Voted $2,500 for band concerts with the provision that the band play one concert per week in the Village; voted to remove the private bathhouses at North Beach and to replace them with a public bathhouse or to "issue a permit to a responsible person to erect and run the same under town supervision"; voted $4,500 for a Village fire-alarm system; and appointed a committee to work with the Meeting House Green Memorial and Historical Association on the October 14 exercises establishing the green as a town park. The town ordinances were formally adopted and printed in the report for this year. In the list of town property, the old hearse, which had been valued on the books at $500, was valued at $100. A parking lot was built at the Beach at a cost of $2,558. In its first year, it produced a net income of $1,480. The selectmen reported that the tax rate dropped from $30 to $28 per $1,000 of valuation.

1926

The street railway, which had operated at a loss since its purchase, was discontinued by vote of this meeting, and a sum of $5,000 was voted to be appropriated annually until its debts were paid off. Voted to accept $10,000 from the state for breakwaters and to match it with $5,000 of Town funds this year and next year. Voted to rescind the previous year's vote to remove the North Beach bathhouses.
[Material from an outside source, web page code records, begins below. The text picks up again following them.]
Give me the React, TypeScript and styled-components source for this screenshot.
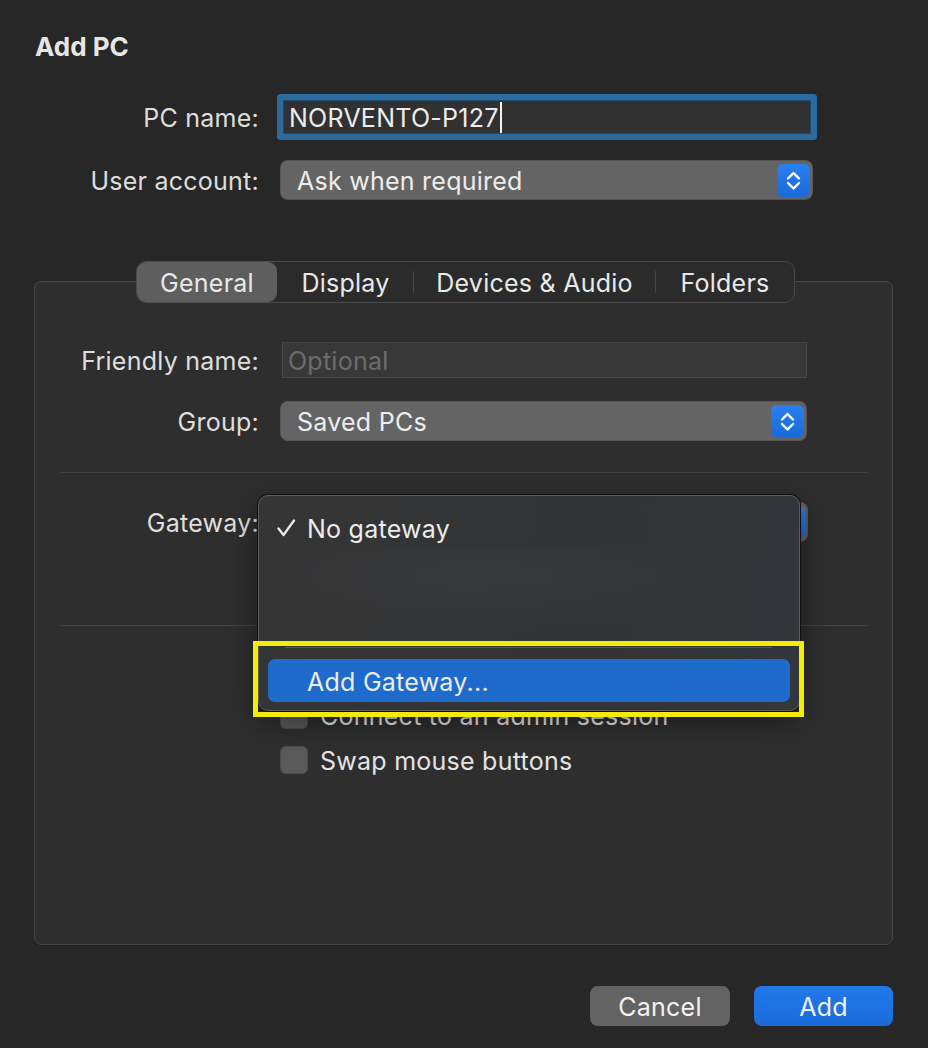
import React from "react";
import styled, { createGlobalStyle } from "styled-components";

const GlobalStyle = createGlobalStyle`
  html, body { margin: 0; padding: 0; background: #272727; }
  body { font-family: Inter, "Noto Sans", "Liberation Sans", sans-serif; -webkit-font-smoothing: antialiased; }
  * { box-sizing: border-box; }
`;

const Page = styled.div`
  width: 928px;
  height: 1048px;
  padding: 32px 35px 0 34px;
  display: flex;
  flex-direction: column;
  background: #272727;
  color: rgba(255, 255, 255, 0.86);
  font-size: 25px;
  letter-spacing: 0.25px;
  overflow: hidden;
`;

const Title = styled.h1`
  margin: 0 0 0 1px;
  font-size: 26px;
  line-height: 30px;
  font-weight: 700;
  letter-spacing: 0;
  color: #e6e6e6;
`;

const TopForm = styled.div`
  margin-top: 38px;
  display: flex;
  flex-direction: column;
  gap: 26px;
`;

const FieldRow = styled.div<{ $label: number }>`
  display: grid;
  grid-template-columns: ${(p) => p.$label}px auto;
  column-gap: 21px;
  align-items: center;
`;

const Label = styled.div`
  text-align: right;
  white-space: nowrap;
  line-height: 30px;
  padding-top: 1px;
`;

const Text = styled.span`
  padding-top: 2px;
`;

const TextField = styled.div<{ $w: number; $focus?: boolean; $inset?: number }>`
  width: ${(p) => p.$w}px;
  margin-left: ${(p) => p.$inset ?? 0}px;
  height: ${(p) => (p.$focus ? 34 : 36)}px;
  display: flex;
  align-items: center;
  padding: 0 5px;
  background: ${(p) => (p.$focus ? "#313131" : "#383838")};
  border: 1px solid ${(p) => (p.$focus ? "#1d4a70" : "#4a4a4a")};
  border-top-color: ${(p) => (p.$focus ? "#1d4a70" : "#444")};
  box-shadow: ${(p) => (p.$focus ? "0 0 0 6px #2b6b9d" : "none")};
  border-radius: ${(p) => (p.$focus ? "1px" : "0")};
  white-space: nowrap;
  color: #ececec;
`;

const Placeholder = styled.span`
  color: #6c6c6c;
  padding-top: 2px;
`;

const Caret = styled.span`
  display: inline-block;
  width: 2px;
  height: 31px;
  background: #f2f2f2;
  margin-left: 1px;
`;

const Popup = styled.div<{ $w: number }>`
  width: ${(p) => p.$w}px;
  height: 40px;
  display: flex;
  align-items: center;
  justify-content: space-between;
  padding: 0 3px 0 17px;
  background: #646464;
  border-radius: 8px;
  box-shadow: inset 0 0 0 1px rgba(0, 0, 0, 0.12);
  color: #ededed;
  white-space: nowrap;
`;

const Stepper = styled.div`
  width: 33px;
  height: 33px;
  border-radius: 6px;
  background: linear-gradient(#2a7ff0, #1a6ad8);
  display: flex;
  align-items: center;
  justify-content: center;
`;

const StepperIcon = () => (
  <Stepper>
    <svg width="33" height="33" viewBox="0 0 33 33" fill="none">
      <path d="M11 14.5 L16.5 9 L22 14.5" stroke="#fff" strokeWidth="2.4" strokeLinecap="round" strokeLinejoin="round" />
      <path d="M11 19 L16.5 24.5 L22 19" stroke="#fff" strokeWidth="2.4" strokeLinecap="round" strokeLinejoin="round" />
    </svg>
  </Stepper>
);

const Section = styled.div`
  margin-top: 61px;
  display: flex;
  flex-direction: column;
`;

const Tabs = styled.div`
  align-self: center;
  margin-left: 4px;
  margin-bottom: -22px;
  position: relative;
  z-index: 1;
  height: 42px;
  display: flex;
  align-items: center;
  background: #2b2b2b;
  border: 1px solid #4a4a4a;
  border-radius: 10px;
`;

const Tab = styled.div<{ $active?: boolean; $w: number }>`
  height: 40px;
  width: ${(p) => p.$w}px;
  display: flex;
  align-items: center;
  justify-content: center;
  border-radius: 9px;
  background: ${(p) => (p.$active ? "#5e5e5e" : "transparent")};
  color: #e9e9e9;
  white-space: nowrap;
`;

const TabSep = styled.div<{ $hidden?: boolean }>`
  width: 1px;
  height: 22px;
  background: ${(p) => (p.$hidden ? "transparent" : "#454545")};
`;

const Panel = styled.div`
  position: relative;
  height: 664px;
  padding: 60px 24px 0 25px;
  border: 1px solid #474747;
  border-radius: 7px;
  background: #2e2e2e;
  box-shadow: 0 1px 0 #1f1f1f;
  display: flex;
  flex-direction: column;
`;

const Separator = styled.div<{ $top: number }>`
  height: 1px;
  margin-top: ${(p) => p.$top}px;
  background: #424242;
`;

const Spaced = styled.div<{ $top: number }>`
  margin-top: ${(p) => p.$top}px;
`;

const CheckRow = styled.div<{ $top: number }>`
  margin-top: ${(p) => p.$top}px;
  padding-left: 220px;
  display: flex;
  align-items: center;
  gap: 12px;
  height: 28px;
  white-space: nowrap;
  color: #e3e3e3;
`;

const CheckBox = styled.div`
  width: 28px;
  height: 28px;
  flex: none;
  border-radius: 6px;
  background: #5a5a5a;
  box-shadow: inset 0 0 0 1px rgba(0, 0, 0, 0.15);
`;

const Menu = styled.div`
  position: absolute;
  left: 223px;
  top: 213px;
  width: 542px;
  height: 216px;
  padding: 10px 9px 8px;
  border-radius: 10px;
  background: linear-gradient(100deg, #353535 0%, #323436 60%, #33363a 100%);
  border: 1px solid #5c5c5c;
  box-shadow: 0 0 0 1px #111, 0 10px 30px rgba(0, 0, 0, 0.45);
  display: flex;
  flex-direction: column;
  z-index: 2;
`;

const MenuItem = styled.div<{ $active?: boolean }>`
  height: 43px;
  display: flex;
  align-items: center;
  padding-left: 9px;
  border-radius: 7px;
  background: ${(p) => (p.$active ? "#1f6bcc" : "transparent")};
  color: #ececec;
  white-space: nowrap;
`;

const CheckSlot = styled.span`
  width: 30px;
  flex: none;
  display: inline-flex;
  align-items: center;
`;

const BlurredArea = styled.div`
  height: 88px;
  border-radius: 6px;
  background: radial-gradient(ellipse at 45% 30%, rgba(70, 76, 84, 0.18), transparent 60%);
`;

const MenuDivider = styled.div`
  height: 1px;
  margin: 10px 18px 11px 17px;
  background: #575757;
`;

const Annotation = styled.div`
  position: absolute;
  left: 218px;
  top: 359px;
  width: 551px;
  height: 76px;
  border: 5px solid #f3ec0a;
  z-index: 3;
  pointer-events: none;
`;

const Buttons = styled.div`
  margin-top: 41px;
  display: flex;
  justify-content: flex-end;
  gap: 24px;
`;

const Button = styled.div<{ $primary?: boolean; $w: number }>`
  width: ${(p) => p.$w}px;
  height: 40px;
  border-radius: 8px;
  display: flex;
  align-items: center;
  justify-content: center;
  background: ${(p) => (p.$primary ? "linear-gradient(#2279ea, #1a6bd9)" : "#636363")};
  color: #f2f2f2;
`;

const Check = () => (
  <svg width="19" height="18" viewBox="0 0 19 18" fill="none">
    <path d="M1.5 9.5 L6.5 16 L17 1.5" stroke="#ececec" strokeWidth="2.3" strokeLinecap="round" strokeLinejoin="round" />
  </svg>
);

const tabs = [
  { label: "General", w: 140, active: true },
  { label: "Display", w: 135 },
  { label: "Devices & Audio", w: 241 },
  { label: "Folders", w: 138 },
];

export default function App() {
  return (
    <>
      <GlobalStyle />
      <Page>
        <Title>Add PC</Title>
        <TopForm>
          <FieldRow $label={225}>
            <Label>PC name:</Label>
            <TextField $w={528} $focus $inset={3}>
              <Text>NORVENTO-P127</Text>
              <Caret />
            </TextField>
          </FieldRow>
          <FieldRow $label={225}>
            <Label>User account:</Label>
            <Popup $w={533}>
              <Text>Ask when required</Text>
              <StepperIcon />
            </Popup>
          </FieldRow>
        </TopForm>

        <Section>
          <Tabs>
            {tabs.map((t, i) => (
              <React.Fragment key={t.label}>
                {i > 0 && <TabSep $hidden={tabs[i - 1].active || t.active} />}
                <Tab $active={t.active} $w={t.w}>
                  <Text>{t.label}</Text>
                </Tab>
              </React.Fragment>
            ))}
          </Tabs>
          <Panel>
            <FieldRow $label={199}>
              <Label>Friendly name:</Label>
              <TextField $w={525} $inset={2}>
                <Placeholder>Optional</Placeholder>
              </TextField>
            </FieldRow>
            <Spaced $top={23}>
              <FieldRow $label={199}>
                <Label>Group:</Label>
                <Popup $w={527}>
                  <Text>Saved PCs</Text>
                  <StepperIcon />
                </Popup>
              </FieldRow>
            </Spaced>
            <Separator $top={31} />
            <Spaced $top={29}>
              <FieldRow $label={199}>
                <Label>Gateway:</Label>
                <Popup $w={528}>
                  <span />
                  <StepperIcon />
                </Popup>
              </FieldRow>
            </Spaced>
            <CheckRow $top={22}>
              <CheckBox />
            </CheckRow>
            <Separator $top={33} />
            <CheckRow $top={30}>
              <CheckBox />
            </CheckRow>
            <CheckRow $top={17}>
              <CheckBox />
              <Text>Connect to an admin session</Text>
            </CheckRow>
            <CheckRow $top={17}>
              <CheckBox />
              <Text>Swap mouse buttons</Text>
            </CheckRow>

            <Menu>
              <MenuItem>
                <CheckSlot>
                  <Check />
                </CheckSlot>
                <Text>No gateway</Text>
              </MenuItem>
              <BlurredArea />
              <MenuDivider />
              <MenuItem $active>
                <CheckSlot />
                <Text>Add Gateway...</Text>
              </MenuItem>
            </Menu>
            <Annotation />
          </Panel>
        </Section>

        <Buttons>
          <Button $w={140}>
            <Text>Cancel</Text>
          </Button>
          <Button $w={139} $primary>
            <Text>Add</Text>
          </Button>
        </Buttons>
      </Page>
    </>
  );
}
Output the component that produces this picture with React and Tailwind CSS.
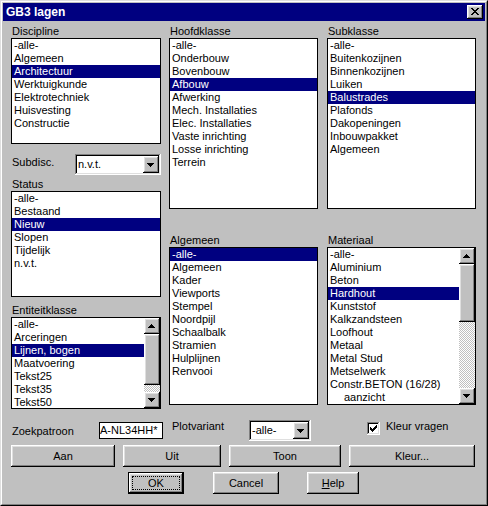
import React from "react";

// Win95 bevels
const raised =
  "bg-[#c0c0c0] shadow-[inset_-1px_-1px_#000,inset_1px_1px_#fff,inset_-2px_-2px_#808080,inset_2px_2px_#dfdfdf]";
const sunken =
  "bg-white shadow-[inset_-1px_-1px_#fff,inset_1px_1px_#808080,inset_-2px_-2px_#dfdfdf,inset_2px_2px_#000]";

const UP = "M7 6h1v1H7z M6 7h3v1H6z M5 8h5v1H5z M4 9h7v1H4z";
const DOWN = "M4 6h7v1H4z M5 7h5v1H5z M6 8h3v1H6z M7 9h1v1H7z";

function ArrowBtn({ down, className = "h-[16px]" }) {
  return (
    <div className={`${raised} w-[16px] shrink-0 flex items-center justify-center ${className}`}>
      <svg width="16" height="16" viewBox="0 0 16 16" shapeRendering="crispEdges">
        <path fill="#000" d={down ? DOWN : UP} />
      </svg>
    </div>
  );
}

function ScrollBar({ thumb, track }) {
  return (
    <div className="w-[16px] shrink-0 flex flex-col">
      <ArrowBtn />
      <div className={`${raised} ${thumb}`} />
      <div
        className={`${track} bg-[repeating-conic-gradient(#c0c0c0_0_25%,#fff_0_50%)] bg-[length:2px_2px]`}
      />
      <ArrowBtn down />
    </div>
  );
}

function ListBox({ items, selected, className, scroll }) {
  return (
    <div className={`border border-black bg-white flex overflow-hidden ${className}`}>
      <div className="flex-1 min-w-0">
        {items.map((it, i) => (
          <div
            key={i}
            className={`h-[13px] leading-[13px] pl-[2px] whitespace-nowrap ${
              i === selected ? "bg-[#000080] text-white" : "text-black"
            }`}
          >
            {it}
          </div>
        ))}
      </div>
      {scroll}
    </div>
  );
}

function Combo({ value, className }) {
  return (
    <div className={`${sunken} flex p-[2px] ${className}`}>
      <div className="flex-1 pl-[1px] flex items-center whitespace-nowrap">{value}</div>
      <ArrowBtn down className="h-full" />
    </div>
  );
}

function Label({ children, className = "" }) {
  return <div className={`h-[13px] leading-[13px] pl-[1px] ${className}`}>{children}</div>;
}

function Button({ children, className }) {
  return (
    <div className={`${raised} h-[22px] flex items-center justify-center leading-[13px] ${className}`}>
      {children}
    </div>
  );
}

export default function App() {
  return (
    <div className="w-[488px] h-[506px] bg-[#c0c0c0] border border-[#dfdfdf] border-r-black border-b-black font-['Liberation_Sans',Arial,sans-serif] text-[11px] text-black">
      <div className="h-full border border-white border-r-[#808080] border-b-[#808080] p-px flex flex-col">
        {/* titelbalk */}
        <div className="h-[18px] bg-[#000080] flex items-center justify-between pl-[3px] pr-[2px] shrink-0">
          <span className="text-white font-bold text-[12px] leading-[17px]">GB3 lagen</span>
          <div className={`${raised} w-[16px] h-[14px] flex items-start justify-start pl-[4px] pt-[3px]`}>
            <svg width="8" height="7" viewBox="0 0 8 7" shapeRendering="crispEdges">
              <path
                fill="#000"
                d="M0 0h2v1H0z M6 0h2v1H6z M1 1h2v1H1z M5 1h2v1H5z M2 2h4v1H2z M3 3h2v1H3z M2 4h4v1H2z M1 5h2v1H1z M5 5h2v1H5z M0 6h2v1H0z M6 6h2v1H6z"
              />
            </svg>
          </div>
        </div>

        <div className="px-[8px] flex flex-col">
          {/* drie kolommen */}
          <div className="flex">
            <div className="w-[150px] flex flex-col">
              <Label className="mt-[4px]">Discipline</Label>
              <ListBox
                className="h-[106px]"
                selected={2}
                items={["-alle-", "Algemeen", "Architectuur", "Werktuigkunde", "Elektrotechniek", "Huisvesting", "Constructie"]}
              />
              <div className="mt-[10px] h-[21px] flex">
                <div className="w-[64px] pl-[1px] pt-[2px] leading-[13px]">Subdisc.</div>
                <Combo value="n.v.t." className="w-[86px] h-[21px]" />
              </div>
              <Label className="mt-[3px]">Status</Label>
              <ListBox
                className="h-[106px]"
                selected={2}
                items={["-alle-", "Bestaand", "Nieuw", "Slopen", "Tijdelijk", "n.v.t."]}
              />
              <Label className="mt-[7px]">Entiteitklasse</Label>
              <ListBox
                className="h-[92px]"
                selected={2}
                items={["-alle-", "Arceringen", "Lijnen, bogen", "Maatvoering", "Tekst25", "Tekst35", "Tekst50"]}
                scroll={<ScrollBar thumb="h-[51px]" track="h-[7px]" />}
              />
            </div>

            <div className="w-[149px] ml-[8px] flex flex-col">
              <Label className="mt-[4px]">Hoofdklasse</Label>
              <ListBox
                className="h-[171px]"
                selected={3}
                items={[
                  "-alle-",
                  "Onderbouw",
                  "Bovenbouw",
                  "Afbouw",
                  "Afwerking",
                  "Mech. Installaties",
                  "Elec. Installaties",
                  "Vaste inrichting",
                  "Losse inrichting",
                  "Terrein",
                ]}
              />
              <Label className="mt-[25px]">Algemeen</Label>
              <ListBox
                className="h-[158px]"
                selected={0}
                items={[
                  "-alle-",
                  "Algemeen",
                  "Kader",
                  "Viewports",
                  "Stempel",
                  "Noordpijl",
                  "Schaalbalk",
                  "Stramien",
                  "Hulplijnen",
                  "Renvooi",
                ]}
              />
            </div>

            <div className="w-[149px] ml-[9px] flex flex-col">
              <Label className="mt-[4px]">Subklasse</Label>
              <ListBox
                className="h-[171px]"
                selected={4}
                items={[
                  "-alle-",
                  "Buitenkozijnen",
                  "Binnenkozijnen",
                  "Luiken",
                  "Balustrades",
                  "Plafonds",
                  "Dakopeningen",
                  "Inbouwpakket",
                  "Algemeen",
                ]}
              />
              <Label className="mt-[25px]">Materiaal</Label>
              <ListBox
                className="h-[158px]"
                selected={3}
                items={[
                  "-alle-",
                  "Aluminium",
                  "Beton",
                  "Hardhout",
                  "Kunststof",
                  "Kalkzandsteen",
                  "Loofhout",
                  "Metaal",
                  "Metal Stud",
                  "Metselwerk",
                  "Constr.BETON (16/28)",
                  <span className="pl-[14px]">aanzicht</span>,
                ]}
                scroll={<ScrollBar thumb="h-[58px]" track="h-[66px]" />}
              />
            </div>
          </div>

          {/* zoekpatroon / plotvariant / kleur vragen */}
          <div className="mt-[11px] h-[22px] flex items-start">
            <div className="w-[88px] pl-[1px] mt-[5px] leading-[13px]">Zoekpatroon</div>
            <div className="w-[64px] h-[17px] mt-[2px] border border-black bg-white leading-[15px] whitespace-nowrap overflow-hidden">
              A-NL34HH*
            </div>
            <div className="w-[77px] ml-[9px] leading-[13px]">Plotvariant</div>
            <Combo value="-alle-" className="w-[62px] h-[21px]" />
            <div className={`${sunken} ml-[56px] mt-[2px] w-[13px] h-[13px] flex items-center justify-center`}>
              <svg width="7" height="7" viewBox="0 0 7 7" shapeRendering="crispEdges">
                <path
                  fill="#000"
                  d="M6 0h1v1H6z M5 1h2v1H5z M0 2h1v1H0z M4 2h3v1H4z M0 3h2v1H0z M3 3h3v1H3z M0 4h5v1H0z M1 5h3v1H1z M2 6h1v1H2z"
                />
              </svg>
            </div>
            <div className="ml-[6px] leading-[13px]">Kleur vragen</div>
          </div>

          {/* knoppen */}
          <div className="mt-[3px] flex">
            <Button className="w-[104px]">Aan</Button>
            <Button className="w-[98px] ml-[8px]">Uit</Button>
            <Button className="w-[112px] ml-[8px]">Toon</Button>
            <Button className="w-[126px] ml-[8px]">Kleur...</Button>
          </div>

          <div className="mt-[5px] flex">
            <div className="ml-[117px] w-[56px] h-[22px] border border-black flex">
              <div className={`${raised} flex-1 relative flex items-center justify-center leading-[13px]`}>
                OK
                <div className="absolute inset-[3px] border border-dotted border-black" />
              </div>
            </div>
            <Button className="w-[66px] ml-[29px]">Cancel</Button>
            <Button className="w-[52px] ml-[28px]">
              <span>
                <u>H</u>elp
              </span>
            </Button>
          </div>
        </div>
      </div>
    </div>
  );
}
Also voted $400 to have an "expert accountant" audit the Town books.

1927

An especially feisty meeting. Residents voted to indefinitely postpone 13 of 16 articles, not counting the articles necessary to elect officers, to borrow in anticipation of taxes, and to appropriate the budget. Rejected were articles calling for appointing a Memorial Day committee, the appointment of tree wardens, raising $1,000 for a saltwater connection at the Beach for fire protection, $8,000 for a 10,000-gallon reservoir at Five Corners, $500 for additional fire-alarm boxes, $2,500 to hire an additional firefighter, $10,000 for a new police, fire, and street department building, sufficient funds for garbage collection, installing traffic lights, adopting zoning laws and hiring a planner, creating a new free parking lot at the Beach, studying town ordinances, and enforcing a "law" regarding the removal of all businesses east of the boulevard from Haverhill Street to Boar's Head and not to issue any licenses for any businesses in the area. The question of hiring lifeguards was left to the selectmen (who hired guards and paid them $162), and $2,500 was approved for the band.

1928

Voted $1,500 to hire an additional firefighter and to pay the chief of police $50 per week and the regular police officers $35 per week, with the provision that all witness and prosecution fees be returned to the Town. Previously, the officers had been paid witness fees for testifying in cases they brought to court. A resolution requested the town clerk to seek an opinion from the state attorney general regarding the legality of the selectmen's spending Town funds at their discretion without instructions from the citizens. The Town also voted $500 for a new piano, apparently replacing one purchased many years earlier from Moses Brown, who operated a piano factory in town. (With many civic groups and private parties using the town hall, the piano probably received heavy use.) The hearse was not carried on the inventory of Town-owned property; the old horse-drawn vehicle probably was no longer used, especially with motor vehicles then common. Just before town meeting, the selectmen placed the following advertisement in the Union: "Wanted at once, Janitor for Town House. Must be strictly temperate, no others need apply."

1929

Voted to give selectmen the authority to collect garbage from the back doors at the Beach and the Village; voted $6,500 to pave Marsh (Ashworth) Avenue; voted $1,650 to pay for the Great White Way (Beach lighting program); voted to give the selectmen the power to clean up burned property after fires; and voted to appoint the Meeting House Green Memorial and Historical Association to act as the general committee to plan the tercentenary celebration for 1938.